With the images removed, repeat the data below exactly.

- - -

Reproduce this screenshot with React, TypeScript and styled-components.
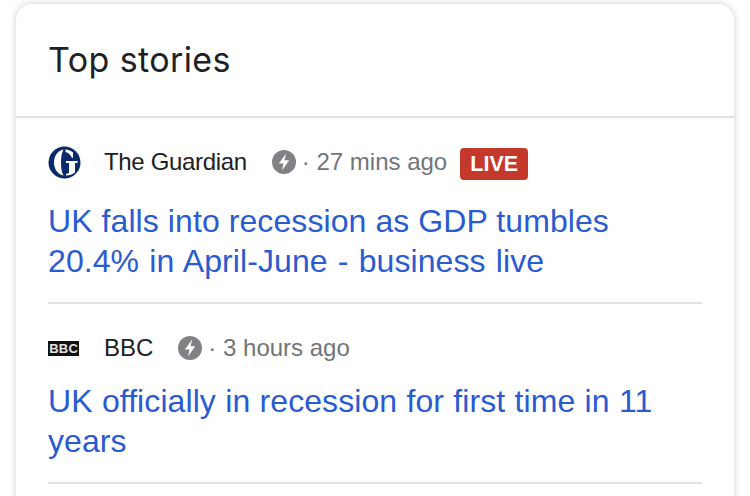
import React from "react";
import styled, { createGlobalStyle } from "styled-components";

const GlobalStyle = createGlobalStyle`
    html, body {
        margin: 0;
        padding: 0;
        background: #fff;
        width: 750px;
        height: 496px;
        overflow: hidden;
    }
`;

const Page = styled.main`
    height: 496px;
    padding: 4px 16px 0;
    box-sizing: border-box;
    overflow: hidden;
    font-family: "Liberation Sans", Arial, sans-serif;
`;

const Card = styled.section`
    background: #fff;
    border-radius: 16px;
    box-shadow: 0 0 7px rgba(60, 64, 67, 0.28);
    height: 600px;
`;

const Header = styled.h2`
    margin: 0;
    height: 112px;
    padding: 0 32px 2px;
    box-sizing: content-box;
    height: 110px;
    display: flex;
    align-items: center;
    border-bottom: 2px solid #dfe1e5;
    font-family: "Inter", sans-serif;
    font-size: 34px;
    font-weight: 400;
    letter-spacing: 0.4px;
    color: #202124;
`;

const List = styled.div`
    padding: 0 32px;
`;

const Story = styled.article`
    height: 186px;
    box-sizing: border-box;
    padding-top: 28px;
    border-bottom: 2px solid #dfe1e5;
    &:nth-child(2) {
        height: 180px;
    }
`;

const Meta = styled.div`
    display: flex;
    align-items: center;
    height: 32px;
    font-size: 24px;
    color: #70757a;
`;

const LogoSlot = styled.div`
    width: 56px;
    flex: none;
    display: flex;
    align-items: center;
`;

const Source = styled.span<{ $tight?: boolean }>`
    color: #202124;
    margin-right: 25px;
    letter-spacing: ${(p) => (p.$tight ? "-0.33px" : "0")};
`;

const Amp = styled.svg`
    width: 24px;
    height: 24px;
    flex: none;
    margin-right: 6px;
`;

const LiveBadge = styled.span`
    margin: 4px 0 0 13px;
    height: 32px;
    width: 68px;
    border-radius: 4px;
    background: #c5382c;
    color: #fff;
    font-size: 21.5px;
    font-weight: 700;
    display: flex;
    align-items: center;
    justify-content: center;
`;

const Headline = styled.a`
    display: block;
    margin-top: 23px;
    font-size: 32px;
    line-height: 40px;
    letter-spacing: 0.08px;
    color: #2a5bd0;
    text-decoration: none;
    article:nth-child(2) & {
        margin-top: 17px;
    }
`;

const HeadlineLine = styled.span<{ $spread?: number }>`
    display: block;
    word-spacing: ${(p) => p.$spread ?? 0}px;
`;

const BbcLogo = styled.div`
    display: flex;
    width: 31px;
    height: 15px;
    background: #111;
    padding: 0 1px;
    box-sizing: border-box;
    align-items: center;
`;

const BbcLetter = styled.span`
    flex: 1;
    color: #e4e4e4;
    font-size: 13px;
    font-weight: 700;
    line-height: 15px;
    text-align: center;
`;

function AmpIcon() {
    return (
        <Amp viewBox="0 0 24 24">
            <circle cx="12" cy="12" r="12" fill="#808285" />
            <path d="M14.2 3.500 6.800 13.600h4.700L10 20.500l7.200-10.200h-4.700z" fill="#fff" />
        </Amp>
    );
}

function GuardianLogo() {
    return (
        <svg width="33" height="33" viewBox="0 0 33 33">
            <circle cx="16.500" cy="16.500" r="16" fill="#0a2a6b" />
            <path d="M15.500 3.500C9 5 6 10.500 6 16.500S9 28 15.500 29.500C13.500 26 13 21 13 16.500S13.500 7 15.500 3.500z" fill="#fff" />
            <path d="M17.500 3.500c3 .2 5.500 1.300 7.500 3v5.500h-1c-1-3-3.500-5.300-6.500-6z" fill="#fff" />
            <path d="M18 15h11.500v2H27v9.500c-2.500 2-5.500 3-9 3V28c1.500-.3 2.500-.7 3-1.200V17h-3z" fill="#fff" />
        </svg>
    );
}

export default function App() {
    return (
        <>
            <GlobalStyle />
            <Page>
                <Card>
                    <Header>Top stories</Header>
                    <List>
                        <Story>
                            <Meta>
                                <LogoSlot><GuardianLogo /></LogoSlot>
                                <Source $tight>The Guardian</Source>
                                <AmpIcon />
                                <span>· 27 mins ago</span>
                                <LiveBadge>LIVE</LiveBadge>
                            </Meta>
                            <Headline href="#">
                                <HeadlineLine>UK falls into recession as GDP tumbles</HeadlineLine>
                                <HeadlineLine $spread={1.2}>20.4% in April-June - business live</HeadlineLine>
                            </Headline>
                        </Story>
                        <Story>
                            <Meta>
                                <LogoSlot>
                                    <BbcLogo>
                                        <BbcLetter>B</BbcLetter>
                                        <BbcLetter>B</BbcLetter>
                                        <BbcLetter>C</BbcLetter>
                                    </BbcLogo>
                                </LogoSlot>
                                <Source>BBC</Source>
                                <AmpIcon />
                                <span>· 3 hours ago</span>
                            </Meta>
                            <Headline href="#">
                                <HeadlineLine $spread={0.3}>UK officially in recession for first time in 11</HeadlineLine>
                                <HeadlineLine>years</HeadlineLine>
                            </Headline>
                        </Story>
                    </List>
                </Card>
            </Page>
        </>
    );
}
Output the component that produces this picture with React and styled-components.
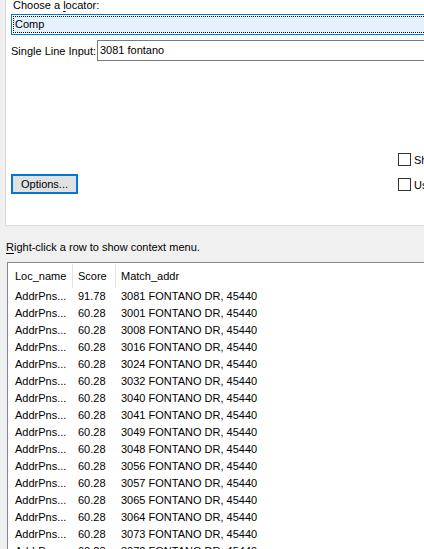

- - -

-- RESPONSE TO THE EXERCISE --
Reproduce this screenshot with React, TypeScript and styled-components.
import React from "react";
import styled, { createGlobalStyle } from "styled-components";

const GlobalStyle = createGlobalStyle`
    html, body {
        margin: 0;
        padding: 0;
        background: #fff;
        width: 750px;
        height: 496px;
        overflow: hidden;
    }
`;

const Page = styled.main`
    height: 496px;
    padding: 4px 16px 0;
    box-sizing: border-box;
    overflow: hidden;
    font-family: "Liberation Sans", Arial, sans-serif;
`;

const Card = styled.section`
    background: #fff;
    border-radius: 16px;
    box-shadow: 0 0 7px rgba(60, 64, 67, 0.28);
    height: 600px;
`;

const Header = styled.h2`
    margin: 0;
    height: 112px;
    padding: 0 32px 2px;
    box-sizing: content-box;
    height: 110px;
    display: flex;
    align-items: center;
    border-bottom: 2px solid #dfe1e5;
    font-family: "Inter", sans-serif;
    font-size: 34px;
    font-weight: 400;
    letter-spacing: 0.4px;
    color: #202124;
`;

const List = styled.div`
    padding: 0 32px;
`;

const Story = styled.article`
    height: 186px;
    box-sizing: border-box;
    padding-top: 28px;
    border-bottom: 2px solid #dfe1e5;
    &:nth-child(2) {
        height: 180px;
    }
`;

const Meta = styled.div`
    display: flex;
    align-items: center;
    height: 32px;
    font-size: 24px;
    color: #70757a;
`;

const LogoSlot = styled.div`
    width: 56px;
    flex: none;
    display: flex;
    align-items: center;
`;

const Source = styled.span<{ $tight?: boolean }>`
    color: #202124;
    margin-right: 25px;
    letter-spacing: ${(p) => (p.$tight ? "-0.33px" : "0")};
`;

const Amp = styled.svg`
    width: 24px;
    height: 24px;
    flex: none;
    margin-right: 6px;
`;

const LiveBadge = styled.span`
    margin: 4px 0 0 13px;
    height: 32px;
    width: 68px;
    border-radius: 4px;
    background: #c5382c;
    color: #fff;
    font-size: 21.5px;
    font-weight: 700;
    display: flex;
    align-items: center;
    justify-content: center;
`;

const Headline = styled.a`
    display: block;
    margin-top: 23px;
    font-size: 32px;
    line-height: 40px;
    letter-spacing: 0.08px;
    color: #2a5bd0;
    text-decoration: none;
    article:nth-child(2) & {
        margin-top: 17px;
    }
`;

const HeadlineLine = styled.span<{ $spread?: number }>`
    display: block;
    word-spacing: ${(p) => p.$spread ?? 0}px;
`;

const BbcLogo = styled.div`
    display: flex;
    width: 31px;
    height: 15px;
    background: #111;
    padding: 0 1px;
    box-sizing: border-box;
    align-items: center;
`;

const BbcLetter = styled.span`
    flex: 1;
    color: #e4e4e4;
    font-size: 13px;
    font-weight: 700;
    line-height: 15px;
    text-align: center;
`;

function AmpIcon() {
    return (
        <Amp viewBox="0 0 24 24">
            <circle cx="12" cy="12" r="12" fill="#808285" />
            <path d="M14.2 3.500 6.800 13.600h4.700L10 20.500l7.200-10.200h-4.700z" fill="#fff" />
        </Amp>
    );
}

function GuardianLogo() {
    return (
        <svg width="33" height="33" viewBox="0 0 33 33">
            <circle cx="16.500" cy="16.500" r="16" fill="#0a2a6b" />
            <path d="M15.500 3.500C9 5 6 10.500 6 16.500S9 28 15.500 29.500C13.500 26 13 21 13 16.500S13.500 7 15.500 3.500z" fill="#fff" />
            <path d="M17.500 3.500c3 .2 5.500 1.300 7.500 3v5.500h-1c-1-3-3.500-5.300-6.500-6z" fill="#fff" />
            <path d="M18 15h11.500v2H27v9.500c-2.500 2-5.500 3-9 3V28c1.500-.3 2.500-.7 3-1.200V17h-3z" fill="#fff" />
        </svg>
    );
}

export default function App() {
    return (
        <>
            <GlobalStyle />
            <Page>
                <Card>
                    <Header>Top stories</Header>
                    <List>
                        <Story>
                            <Meta>
                                <LogoSlot><GuardianLogo /></LogoSlot>
                                <Source $tight>The Guardian</Source>
                                <AmpIcon />
                                <span>· 27 mins ago</span>
                                <LiveBadge>LIVE</LiveBadge>
                            </Meta>
                            <Headline href="#">
                                <HeadlineLine>UK falls into recession as GDP tumbles</HeadlineLine>
                                <HeadlineLine $spread={1.2}>20.4% in April-June - business live</HeadlineLine>
                            </Headline>
                        </Story>
                        <Story>
                            <Meta>
                                <LogoSlot>
                                    <BbcLogo>
                                        <BbcLetter>B</BbcLetter>
                                        <BbcLetter>B</BbcLetter>
                                        <BbcLetter>C</BbcLetter>
                                    </BbcLogo>
                                </LogoSlot>
                                <Source>BBC</Source>
                                <AmpIcon />
                                <span>· 3 hours ago</span>
                            </Meta>
                            <Headline href="#">
                                <HeadlineLine $spread={0.3}>UK officially in recession for first time in 11</HeadlineLine>
                                <HeadlineLine>years</HeadlineLine>
                            </Headline>
                        </Story>
                    </List>
                </Card>
            </Page>
        </>
    );
}
Output the component that produces this picture with React and styled-components.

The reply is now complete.